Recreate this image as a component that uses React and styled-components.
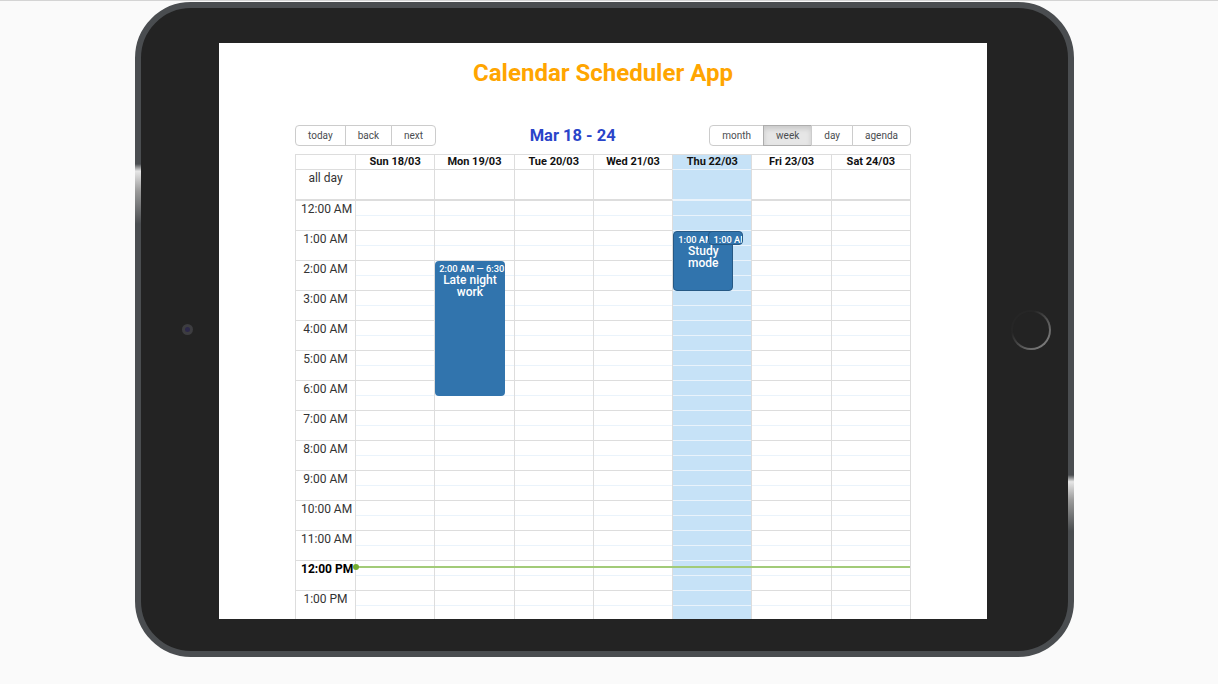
import React from 'react';
import styled, { createGlobalStyle } from 'styled-components';

const GlobalStyle = createGlobalStyle`
  html, body { margin: 0; padding: 0; }
  body {
    background: #fafafa;
    border-top: 1px solid #d4d4d4;
    font-family: Roboto, "Noto Sans", Arial, sans-serif;
    height: 683px;
    overflow: hidden;
  }
  * { box-sizing: border-box; }
`;

const Page = styled.div`
  padding: 1px 0 0 135px;
`;

const Tablet = styled.div`
  position: relative;
  width: 939px;
  height: 655px;
  border: 6px solid #4a4d50;
  border-radius: 56px;
  background: #232323;
  display: flex;
  align-items: center;
`;

const SideKey = styled.div`
  position: absolute;
  width: 6px;
  height: ${p => p.$h}px;
  top: ${p => p.$top}px;
  ${p => (p.$side === 'left' ? 'left: -6px;' : 'right: -6px;')}
  background: linear-gradient(to bottom, #4a4d50 0%, #e6e6e6 12%, #9a9a9a 45%, #4a4d50 100%);
`;

const Camera = styled.div`
  width: 11px;
  height: 11px;
  border-radius: 50%;
  background: #3d3d40;
  margin: 0 26px 0 41px;
  display: flex;
  align-items: center;
  justify-content: center;
  &::after {
    content: '';
    width: 5px;
    height: 5px;
    border-radius: 50%;
    background: #2c2849;
  }
`;

const HomeButton = styled.div`
  width: 40px;
  height: 40px;
  border-radius: 50%;
  padding: 2px;
  margin-left: 24px;
  background: linear-gradient(135deg, #262626 30%, #5e5e5e 65%, #8e8e8e 100%);
  &::after {
    content: '';
    display: block;
    width: 100%;
    height: 100%;
    border-radius: 50%;
    background: #232323;
  }
`;

const Screen = styled.div`
  align-self: flex-start;
  margin-top: 35px;
  width: 768px;
  height: 576px;
  background: #fff;
  overflow: hidden;
  display: flex;
  flex-direction: column;
  align-items: center;
`;

const Title = styled.h1`
  margin: 16px 0 38px;
  font-size: 24px;
  line-height: 28px;
  font-weight: 700;
  color: #ffa500;
`;

const Calendar = styled.div`
  width: 616px;
  flex-shrink: 0;
`;

const Toolbar = styled.div`
  display: flex;
  align-items: center;
  height: 21px;
  margin-bottom: 8px;
`;

const ButtonGroup = styled.div`
  display: flex;
`;

const ToolButton = styled.button`
  height: 21px;
  padding: 0 12px;
  margin: 0;
  border: 1px solid #ccc;
  background: ${p => (p.$active ? '#e6e6e6' : '#fff')};
  box-shadow: ${p => (p.$active ? 'inset 0 3px 5px rgba(0,0,0,.125)' : 'none')};
  border-color: ${p => (p.$active ? '#adadad' : '#ccc')};
  font-family: Roboto, sans-serif;
  font-size: 10px;
  color: #4a4d50;
  border-radius: 0;
  & + & { margin-left: -1px; }
  &:first-child { border-radius: 4px 0 0 4px; }
  &:last-child { border-radius: 0 4px 4px 0; }
`;

const Label = styled.div`
  flex: 1;
  text-align: center;
  font-size: 16.5px;
  font-weight: 700;
  color: #2a44c9;
`;

const TimeView = styled.div`
  border: 1px solid #ddd;
`;

const Row = styled.div`
  display: grid;
  grid-template-columns: 59px repeat(7, 1fr);
`;

const HeaderCell = styled.div`
  height: 15px;
  border-bottom: 1px solid ${p => (p.$today ? '#eaf3fb' : '#ddd')};
  border-left: ${p => (p.$gutter ? 'none' : '1px solid #ddd')};
  background: ${p => (p.$today ? '#c6e2f7' : 'transparent')};
  font-size: 11px;
  line-height: 14px;
  font-weight: 700;
  color: #111;
  text-align: center;
  white-space: nowrap;
  overflow: hidden;
`;

const AllDayCell = styled.div`
  height: 29px;
  padding-top: 2px;
  border-left: ${p => (p.$gutter ? 'none' : '1px solid #ddd')};
  background: ${p => (p.$today ? '#c6e2f7' : 'transparent')};
  font-size: 12px;
  line-height: 12px;
  color: #333;
  text-align: center;
`;

const Body = styled(Row)`
  position: relative;
`;

const Column = styled.div`
  position: relative;
  border-top: 2px solid ${p => (p.$today ? '#eaf3fb' : '#ddd')};
  border-left: ${p => (p.$gutter ? 'none' : '1px solid #ddd')};
  background: ${p => (p.$today ? '#c6e2f7' : 'transparent')};
`;

const SlotGroup = styled.div`
  height: 30px;
  border-bottom: 1px solid ${p => (p.$today ? '#eaf3fb' : '#ddd')};
  display: flex;
  flex-direction: column;
`;

const Slot = styled.div`
  flex: 1;
  & + & { border-top: 1px solid ${p => (p.$today ? '#eaf3fb' : '#f3f3f3')}; }
`;

const GutterLabel = styled.div`
  height: 30px;
  border-bottom: 1px solid #ddd;
  padding: 1px 5px 0;
  font-size: 12px;
  line-height: 14px;
  font-weight: ${p => (p.$current ? 700 : 400)};
  color: ${p => (p.$current ? '#000' : '#333')};
  text-align: center;
  white-space: nowrap;
`;

const EventLayer = styled.div`
  position: absolute;
  top: 0;
  bottom: 0;
  left: 0;
  right: 9px;
`;

const Event = styled.div`
  position: absolute;
  background: #3174ad;
  color: #fff;
  border-radius: 4px;
  padding: 3px 4px;
  overflow: hidden;
  border: ${p => (p.$bordered ? '1px solid #265985' : 'none')};
`;

const EventTime = styled.div`
  font-size: 9.3px;
  line-height: 10px;
  font-weight: 500;
  white-space: nowrap;
`;

const EventTitle = styled.div`
  font-size: 12px;
  line-height: 12px;
  font-weight: 500;
  text-align: center;
`;

const NowLine = styled.div`
  position: absolute;
  left: 59px;
  right: 0;
  height: 2px;
  background: #a2cb78;
  pointer-events: none;
  &::before {
    content: '';
    position: absolute;
    left: -2px;
    top: -2px;
    width: 6px;
    height: 6px;
    border-radius: 50%;
    background: #74ad31;
  }
`;

const days = [
  { label: 'Sun 18/03' },
  { label: 'Mon 19/03', events: [
    { top: 60, height: 135, left: 0, width: 100, time: '2:00 AM — 6:30 AM', title: 'Late night work' },
  ] },
  { label: 'Tue 20/03' },
  { label: 'Wed 21/03' },
  { label: 'Thu 22/03', today: true, events: [
    { top: 30, height: 60, left: 0, width: 87, time: '1:00 AM — 3:00 AM', title: 'Study mode', bordered: true },
    { top: 30, height: 14, left: 51, width: 50, time: '1:00 AM — 1:15 AM', title: '', bordered: true },
  ] },
  { label: 'Fri 23/03' },
  { label: 'Sat 24/03' },
];

const hours = Array.from({ length: 24 }, (_, i) => {
  const h = i % 12 === 0 ? 12 : i % 12;
  return `${h}:00 ${i < 12 ? 'AM' : 'PM'}`;
});

export default function App() {
  return (
    <Page>
      <GlobalStyle />
      <Tablet>
        <SideKey $side="left" $top={156} $h={60} />
        <SideKey $side="right" $top={467} $h={56} />
        <Camera />
        <Screen>
          <Title>Calendar Scheduler App</Title>
          <Calendar>
            <Toolbar>
              <ButtonGroup>
                <ToolButton>today</ToolButton>
                <ToolButton>back</ToolButton>
                <ToolButton>next</ToolButton>
              </ButtonGroup>
              <Label>Mar 18 - 24</Label>
              <ButtonGroup>
                <ToolButton>month</ToolButton>
                <ToolButton $active>week</ToolButton>
                <ToolButton>day</ToolButton>
                <ToolButton>agenda</ToolButton>
              </ButtonGroup>
            </Toolbar>
            <TimeView>
              <Row>
                <HeaderCell $gutter />
                {days.map(d => (
                  <HeaderCell key={d.label} $today={d.today}>{d.label}</HeaderCell>
                ))}
              </Row>
              <Row>
                <AllDayCell $gutter>all day</AllDayCell>
                {days.map(d => (
                  <AllDayCell key={d.label} $today={d.today} />
                ))}
              </Row>
              <Body>
                <Column $gutter>
                  {hours.map((h, i) => (
                    <GutterLabel key={h} $current={i === 12}>{h}</GutterLabel>
                  ))}
                </Column>
                {days.map(d => (
                  <Column key={d.label} $today={d.today}>
                    {hours.map(h => (
                      <SlotGroup key={h} $today={d.today}>
                        <Slot $today={d.today} />
                        <Slot $today={d.today} />
                      </SlotGroup>
                    ))}
                    {d.events && (
                      <EventLayer>
                        {d.events.map((e, i) => (
                          <Event
                            key={i}
                            $bordered={e.bordered}
                            style={{ top: e.top, height: e.height, left: `${e.left}%`, width: `${e.width}%` }}
                          >
                            <EventTime>{e.time}</EventTime>
                            {e.title && <EventTitle>{e.title}</EventTitle>}
                          </Event>
                        ))}
                      </EventLayer>
                    )}
                  </Column>
                ))}
                <NowLine style={{ top: 2 + 365 }} />
              </Body>
            </TimeView>
          </Calendar>
        </Screen>
        <HomeButton />
      </Tablet>
    </Page>
  );
}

• **Brief**: Identify which lines contain the word "components" and copy each one.

• **Expected output**:
Recreate this image as a component that uses React and styled-components.
import styled, { createGlobalStyle } from 'styled-components';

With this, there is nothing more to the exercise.